++++ Material
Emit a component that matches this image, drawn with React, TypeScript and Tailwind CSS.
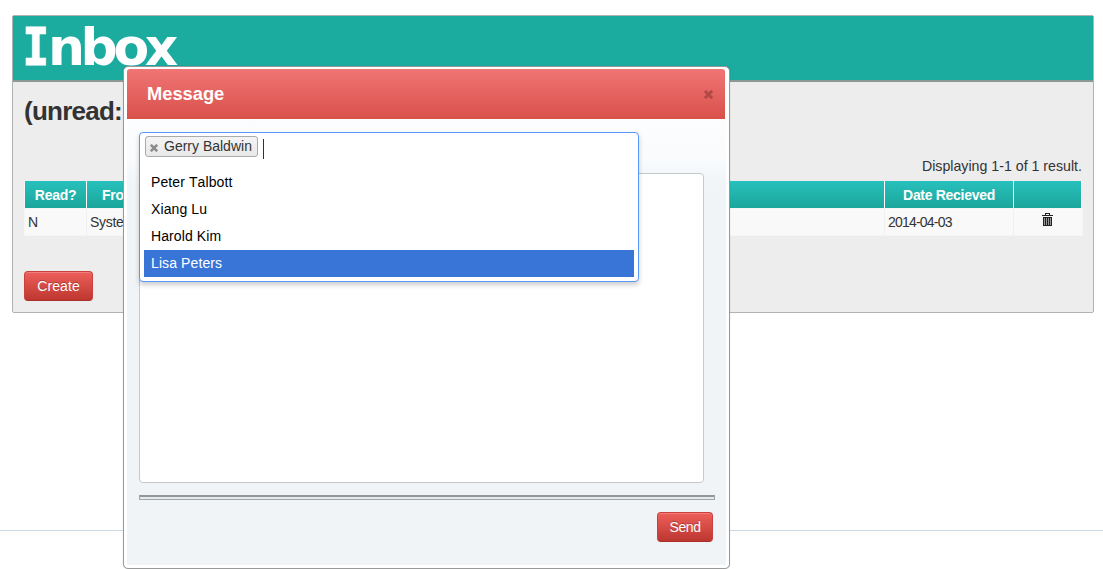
import React from "react";

const SANS = "font-['Liberation_Sans',Arial,sans-serif] [font-kerning:none]";
const BUTTON =
  "h-[30px] rounded-[4px] border border-[#c9403c] border-b-[#a92f2a] bg-linear-to-b from-[#ee5f5b] to-[#bd362f] text-center leading-[28px] text-white shadow-[inset_0_1px_0_rgba(255,255,255,0.2)] [text-shadow:0_-1px_0_rgba(0,0,0,0.25)]";
const TH = "h-[27px] border-r border-white text-center text-[14px] tracking-[-0.3px] leading-[29px] font-bold text-white";
const TD = "h-[27px] border-r border-[#f0f0f0] pl-[3px] text-[14px] leading-[27px]";

function Cross({ className }: { className: string }) {
  return (
    <svg viewBox="0 0 10 10" className={className} fill="none" stroke="currentColor" strokeWidth="3.3">
      <path d="M1 1 L9 9 M9 1 L1 9" />
    </svg>
  );
}

function Trash() {
  return (
    <svg width="11" height="13" viewBox="0 0 11 13" shapeRendering="crispEdges">
      <path d="M3 0h5v2h3v1H0V2h3zM4 1v1h3V1z" fill="#222" fillRule="evenodd" />
      <path d="M1 4h9v9H1z" fill="#222" />
      <path d="M2 5h1v7H2zM4 5h1v7H4zM6 5h1v7H6zM8 5h1v7H8z" fill="#999" />
    </svg>
  );
}

function InboxPanel() {
  return (
    <section className="mx-[12px] h-[298px] w-[1082px] rounded-[2px] border border-[#b0b3b4] bg-[#ededed]">
      <h1 className="h-[66px] overflow-hidden border-b-2 border-[#8b9896] bg-[#1bab9f] pl-[13px] font-['DejaVu_Sans',sans-serif] text-[52px] leading-[62px] font-bold tracking-[-4.4px] whitespace-nowrap text-white">
        <span className="inline-block w-[22px] origin-left scale-x-[0.86] font-['DejaVu_Sans_Mono',monospace] text-[51px] tracking-normal [-webkit-text-stroke:1.2px_white]">
          <span className="-ml-[4px]">I</span>
        </span>
        nbox
      </h1>
      <div className="px-[11px]">
        <h2 className="h-[74px] pt-[10px] text-[26px] leading-[38px] font-bold tracking-[-0.75px] text-[#333]">(unread: 1)</h2>
        <div className="h-[25px] text-right text-[14.2px] leading-[21px] text-[#333]">Displaying 1-1 of 1 result.</div>
        <div className="grid h-[27px] w-[1058px] grid-cols-[62px_160px_638px_129px_68px] border-l border-[#f5f5f5] bg-linear-to-b from-[#28c0bc] to-[#1ba69b]">
          <div className={TH}>Read?</div>
          <div className={`${TH} pl-[15px] !text-left`}>From</div>
          <div className={TH}>Subject</div>
          <div className={TH}>Date Recieved</div>
          <div className={TH} />
        </div>
        <div className="grid h-[28px] w-[1059px] grid-cols-[62px_160px_638px_129px_68px] border border-[#f5f5f5] bg-[#f9f9f9] text-[#333]">
          <div className={TD}>N</div>
          <div className={`${TD} tracking-[-0.3px]`}>System</div>
          <div className={TD} />
          <div className={`${TD} tracking-[-0.8px]`}>2014-04-03</div>
          <div className="flex justify-center pt-[4px] pr-[2px]"><Trash /></div>
        </div>
        <button className={`${BUTTON} mt-[35px] block w-[69px] text-[14px] tracking-[0.1px]`}>Create</button>
      </div>
    </section>
  );
}

function RecipientPicker() {
  const people = ["Peter Talbott", "Xiang Lu", "Harold Kim", "Lisa Peters"];
  return (
    <div className="absolute top-[13px] left-[12px] h-[150px] w-[500px] rounded-[4px] border border-[#5897fb] bg-white shadow-[0_3px_5px_rgba(0,0,0,0.2)]">
      <div className="flex h-[36px] pt-[3px] pl-[5px]">
        <div className="flex h-[21px] w-[113px] rounded-[3px] border border-[#aaa] bg-linear-to-b from-[#f4f4f4] to-[#e8e8e8] pl-[4px] text-[14px] leading-[19px] text-[#333]">
          <Cross className="mt-[7px] h-[8px] w-[8px] text-[#8c8c8c]" />
          <span className="ml-[6px] whitespace-nowrap">Gerry Baldwin</span>
        </div>
        <div className="mt-[3px] ml-[5px] h-[20px] w-px bg-[#333]" />
      </div>
      <ul className="px-[4px]">
        {people.map((name) => (
          <li
            key={name}
            className={`h-[27px] pl-[7px] text-[14px] leading-[27px] tracking-[0.1px] ${
              name === "Lisa Peters" ? "bg-[#3875d7] text-white" : "text-black"
            }`}
          >
            {name}
          </li>
        ))}
      </ul>
    </div>
  );
}

function MessageDialog() {
  return (
    <div className="absolute top-[66px] left-[123px] h-[503px] w-[607px] rounded-[5px] border border-[#999] bg-white p-[2px] shadow-[0_0_1px_rgba(0,0,0,0.3)]">
      <header className="mx-px flex h-[50px] w-[598px] justify-between rounded-t-[3px] bg-linear-to-b from-[#f07575] to-[#d9504a] pr-[12px] pl-[20px]">
        <h3 className="text-[18.3px] leading-[50px] font-bold text-white">Message</h3>
        <Cross className="mt-[21px] h-[9px] w-[9px] text-[#b04845]" />
      </header>
      <div className="relative ml-px h-[446px] w-[599px] bg-[linear-gradient(to_bottom,#fcfdfe_0px,#f9fbfd_40px,#f0f4f7_68px)] px-[12px] pt-[54px]">
        <div className="h-[310px] w-[565px] rounded-[4px] border border-[#c6c9cc] bg-white" />
        <div className="mt-[12px] h-[5px] w-[576px] border border-t-2 border-[#a2a7aa] border-t-[#929799] bg-[#e6eaed]" />
        <button className={`${BUTTON} mt-[12px] ml-[518px] block w-[56px] text-[14px] tracking-[-0.4px]`}>Send</button>
        <RecipientPicker />
      </div>
    </div>
  );
}

export default function App() {
  return (
    <main className={`${SANS} relative h-[569px] w-[1103px] overflow-hidden bg-white pt-[15px]`}>
      <InboxPanel />
      <div className="mt-[217px] h-px bg-[#c8dbe5]" />
      <MessageDialog />
    </main>
  );
}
++++++++
Given task: Transcribe the full listing above exactly, with the images removed.

Task response:
Emit a component that matches this image, drawn with React, TypeScript and Tailwind CSS.
import React from "react";

const SANS = "font-['Liberation_Sans',Arial,sans-serif] [font-kerning:none]";
const BUTTON =
  "h-[30px] rounded-[4px] border border-[#c9403c] border-b-[#a92f2a] bg-linear-to-b from-[#ee5f5b] to-[#bd362f] text-center leading-[28px] text-white shadow-[inset_0_1px_0_rgba(255,255,255,0.2)] [text-shadow:0_-1px_0_rgba(0,0,0,0.25)]";
const TH = "h-[27px] border-r border-white text-center text-[14px] tracking-[-0.3px] leading-[29px] font-bold text-white";
const TD = "h-[27px] border-r border-[#f0f0f0] pl-[3px] text-[14px] leading-[27px]";

function Cross({ className }: { className: string }) {
  return (
    <svg viewBox="0 0 10 10" className={className} fill="none" stroke="currentColor" strokeWidth="3.3">
      <path d="M1 1 L9 9 M9 1 L1 9" />
    </svg>
  );
}

function Trash() {
  return (
    <svg width="11" height="13" viewBox="0 0 11 13" shapeRendering="crispEdges">
      <path d="M3 0h5v2h3v1H0V2h3zM4 1v1h3V1z" fill="#222" fillRule="evenodd" />
      <path d="M1 4h9v9H1z" fill="#222" />
      <path d="M2 5h1v7H2zM4 5h1v7H4zM6 5h1v7H6zM8 5h1v7H8z" fill="#999" />
    </svg>
  );
}

function InboxPanel() {
  return (
    <section className="mx-[12px] h-[298px] w-[1082px] rounded-[2px] border border-[#b0b3b4] bg-[#ededed]">
      <h1 className="h-[66px] overflow-hidden border-b-2 border-[#8b9896] bg-[#1bab9f] pl-[13px] font-['DejaVu_Sans',sans-serif] text-[52px] leading-[62px] font-bold tracking-[-4.4px] whitespace-nowrap text-white">
        <span className="inline-block w-[22px] origin-left scale-x-[0.86] font-['DejaVu_Sans_Mono',monospace] text-[51px] tracking-normal [-webkit-text-stroke:1.2px_white]">
          <span className="-ml-[4px]">I</span>
        </span>
        nbox
      </h1>
      <div className="px-[11px]">
        <h2 className="h-[74px] pt-[10px] text-[26px] leading-[38px] font-bold tracking-[-0.75px] text-[#333]">(unread: 1)</h2>
        <div className="h-[25px] text-right text-[14.2px] leading-[21px] text-[#333]">Displaying 1-1 of 1 result.</div>
        <div className="grid h-[27px] w-[1058px] grid-cols-[62px_160px_638px_129px_68px] border-l border-[#f5f5f5] bg-linear-to-b from-[#28c0bc] to-[#1ba69b]">
          <div className={TH}>Read?</div>
          <div className={`${TH} pl-[15px] !text-left`}>From</div>
          <div className={TH}>Subject</div>
          <div className={TH}>Date Recieved</div>
          <div className={TH} />
        </div>
        <div className="grid h-[28px] w-[1059px] grid-cols-[62px_160px_638px_129px_68px] border border-[#f5f5f5] bg-[#f9f9f9] text-[#333]">
          <div className={TD}>N</div>
          <div className={`${TD} tracking-[-0.3px]`}>System</div>
          <div className={TD} />
          <div className={`${TD} tracking-[-0.8px]`}>2014-04-03</div>
          <div className="flex justify-center pt-[4px] pr-[2px]"><Trash /></div>
        </div>
        <button className={`${BUTTON} mt-[35px] block w-[69px] text-[14px] tracking-[0.1px]`}>Create</button>
      </div>
    </section>
  );
}

function RecipientPicker() {
  const people = ["Peter Talbott", "Xiang Lu", "Harold Kim", "Lisa Peters"];
  return (
    <div className="absolute top-[13px] left-[12px] h-[150px] w-[500px] rounded-[4px] border border-[#5897fb] bg-white shadow-[0_3px_5px_rgba(0,0,0,0.2)]">
      <div className="flex h-[36px] pt-[3px] pl-[5px]">
        <div className="flex h-[21px] w-[113px] rounded-[3px] border border-[#aaa] bg-linear-to-b from-[#f4f4f4] to-[#e8e8e8] pl-[4px] text-[14px] leading-[19px] text-[#333]">
          <Cross className="mt-[7px] h-[8px] w-[8px] text-[#8c8c8c]" />
          <span className="ml-[6px] whitespace-nowrap">Gerry Baldwin</span>
        </div>
        <div className="mt-[3px] ml-[5px] h-[20px] w-px bg-[#333]" />
      </div>
      <ul className="px-[4px]">
        {people.map((name) => (
          <li
            key={name}
            className={`h-[27px] pl-[7px] text-[14px] leading-[27px] tracking-[0.1px] ${
              name === "Lisa Peters" ? "bg-[#3875d7] text-white" : "text-black"
            }`}
          >
            {name}
          </li>
        ))}
      </ul>
    </div>
  );
}

function MessageDialog() {
  return (
    <div className="absolute top-[66px] left-[123px] h-[503px] w-[607px] rounded-[5px] border border-[#999] bg-white p-[2px] shadow-[0_0_1px_rgba(0,0,0,0.3)]">
      <header className="mx-px flex h-[50px] w-[598px] justify-between rounded-t-[3px] bg-linear-to-b from-[#f07575] to-[#d9504a] pr-[12px] pl-[20px]">
        <h3 className="text-[18.3px] leading-[50px] font-bold text-white">Message</h3>
        <Cross className="mt-[21px] h-[9px] w-[9px] text-[#b04845]" />
      </header>
      <div className="relative ml-px h-[446px] w-[599px] bg-[linear-gradient(to_bottom,#fcfdfe_0px,#f9fbfd_40px,#f0f4f7_68px)] px-[12px] pt-[54px]">
        <div className="h-[310px] w-[565px] rounded-[4px] border border-[#c6c9cc] bg-white" />
        <div className="mt-[12px] h-[5px] w-[576px] border border-t-2 border-[#a2a7aa] border-t-[#929799] bg-[#e6eaed]" />
        <button className={`${BUTTON} mt-[12px] ml-[518px] block w-[56px] text-[14px] tracking-[-0.4px]`}>Send</button>
        <RecipientPicker />
      </div>
    </div>
  );
}

export default function App() {
  return (
    <main className={`${SANS} relative h-[569px] w-[1103px] overflow-hidden bg-white pt-[15px]`}>
      <InboxPanel />
      <div className="mt-[217px] h-px bg-[#c8dbe5]" />
      <MessageDialog />
    </main>
  );
}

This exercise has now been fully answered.